Митька плыл перевалкой, до половины выбрасывая из воды смуглое тело. В несколько взмахов он обогнал плывущую впереди Сашеньку. Вскоре он почувствовал дно под ногами.
— Ну ладно, Митя, ты выиграл! — закричала Маринка. — Давай уплывай отсюда. Нам одеваться надо. А потом приходи к нам. Мы здесь будем…
Девушки, осторожно ощупывая дно ногами, выходили на берег.
Отжимая мелкие, как роса, капельки, Сашенька провела руками по бедрам.
— Какая ты, Саша, складная, — сказала Маринка, с любовью глядя на подругу. — Ну прямо, как куколка. Вот, кажется, так бы взяла тебя, поставила на ладошку и понесла.
— Ну, положим, недалеко бы ты меня унесла, — усмехнулась Сашенька, ласково взглянув па Маринку. — Ты думаешь, во мне сколько? Во мне ведь четыре пуда.

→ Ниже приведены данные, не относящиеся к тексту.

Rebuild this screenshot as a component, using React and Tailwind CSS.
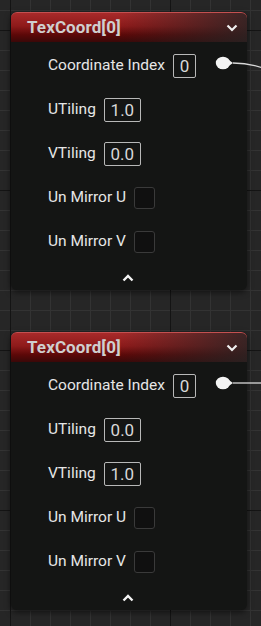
import React from "react";

function Pin() {
  return (
    <svg width="20" height="14" viewBox="0 0 20 14" className="block">
      <ellipse cx="8" cy="7" rx="7.2" ry="6.3" fill="#f4f4f4" />
      <path d="M13 3.5 L18 7 L13 10.5 Z" fill="#f4f4f4" />
    </svg>
  );
}

function ValueBox({ v, w }) {
  return (
    <div
      className={`${w} h-[24px] border border-[#b8b8b8] rounded-[2px] flex items-center justify-center text-[17px] text-[#d8d8d8] leading-none`}
    >
      {v}
    </div>
  );
}

function Check() {
  return <div className="w-[21px] h-[22px] rounded-[3px] border border-[#3a3a3a] bg-[#101010]" />;
}

function Row({ label, children }) {
  return (
    <div className="h-[24px] flex items-center gap-2">
      <span className="text-[15.5px] text-[#e6e6e6] leading-none">{label}</span>
      {children}
    </div>
  );
}

function Node({ u, v, curved }) {
  return (
    <div className="relative w-[236px] h-[278px] rounded-[6px] bg-[#141514] shadow-[0_2px_6px_rgba(0,0,0,0.6)] flex flex-col">
      <div className="h-[30px] rounded-t-[6px] border-t border-[#c45050] bg-[linear-gradient(90deg,rgba(0,0,0,0)_0%,rgba(0,0,0,0)_45%,rgba(40,36,36,0.85)_100%),linear-gradient(180deg,#a82a2a_0%,#8e1a1a_45%,#5c0808_75%,#3a0808_100%)] flex items-center pl-[16px] pr-[9px]">
        <span className="font-bold text-[17px] text-[#cfcfcf] tracking-[0.1px]">TexCoord[0]</span>
        <svg width="12" height="8" viewBox="0 0 12 8" className="ml-auto">
          <path d="M1.5 1.5 L6 6 L10.5 1.5" stroke="#f0f0f0" strokeWidth="2.2" fill="none" />
        </svg>
      </div>
      <div className="flex flex-col gap-[20px] pl-[37px] pt-[12px]">
        <Row label="Coordinate Index">
          <ValueBox v="0" w="w-[23px]" />
        </Row>
        <Row label="UTiling">
          <ValueBox v={u} w="w-[37px]" />
        </Row>
        <Row label="VTiling">
          <ValueBox v={v} w="w-[37px]" />
        </Row>
        <Row label="Un Mirror U">
          <Check />
        </Row>
        <Row label="Un Mirror V">
          <Check />
        </Row>
      </div>
      <div className="flex justify-center mt-[20px] pr-[2px]">
        <svg width="12" height="8" viewBox="0 0 12 8">
          <path d="M1.5 6.5 L6 2 L10.5 6.5" stroke="#f4f4f4" strokeWidth="2.4" fill="none" />
        </svg>
      </div>
      <div className="absolute left-[204px] top-[44px]">
        <Pin />
      </div>
      <svg className="absolute left-[222px] top-[40px]" width="30" height="30" viewBox="0 0 30 30">
        {curved ? (
          <path d="M0 11 C 10 11, 18 12, 30 16" stroke="#d8d8d8" strokeWidth="1.3" fill="none" />
        ) : (
          <path d="M0 11 L 30 11" stroke="#d8d8d8" strokeWidth="1.3" fill="none" />
        )}
      </svg>
    </div>
  );
}

export default function App() {
  return (
    <div className="w-[261px] h-[626px] overflow-hidden bg-[#262626] bg-[linear-gradient(90deg,#141414_1px,transparent_1px),linear-gradient(180deg,#141414_1px,transparent_1px),linear-gradient(90deg,#333333_1px,transparent_1px),linear-gradient(180deg,#333333_1px,transparent_1px)] bg-[size:160px_160px,160px_160px,20px_20px,20px_20px] bg-[position:10px_30px,10px_30px,10px_10px,10px_10px] font-['Roboto',sans-serif]">
      <div className="flex flex-col gap-[42px] pl-[11px] pt-[12px]">
        <Node u="1.0" v="0.0" curved />
        <Node u="0.0" v="1.0" />
      </div>
    </div>
  );
}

Весело смеясь, они одевались.
— Беспокойное все-таки это дело — любовь, — говорила Маринка. — Вот Митя нырнул, а у меня уже сердце заныло, жалко стало… «А вдруг, — думаю, — больше никогда-никогда не увижу…» Да, слушай, Саша, когда мы были в Житомире, ты там видела большую скалу над рекой?
— Нет. А что?
— Мне одна старушка рассказывала. Давно это было, лет пятьсот. Возвратился из похода на турок какой-то пан Чапский. Заходит в дом тихонько, а его жена с любовником. Понимаешь, какое дело? Ну, тут он повернулся, сел на коня и айда. Выскакал на эту скалу, разогнался, раз — и в реку! Так вместе с конем и убился.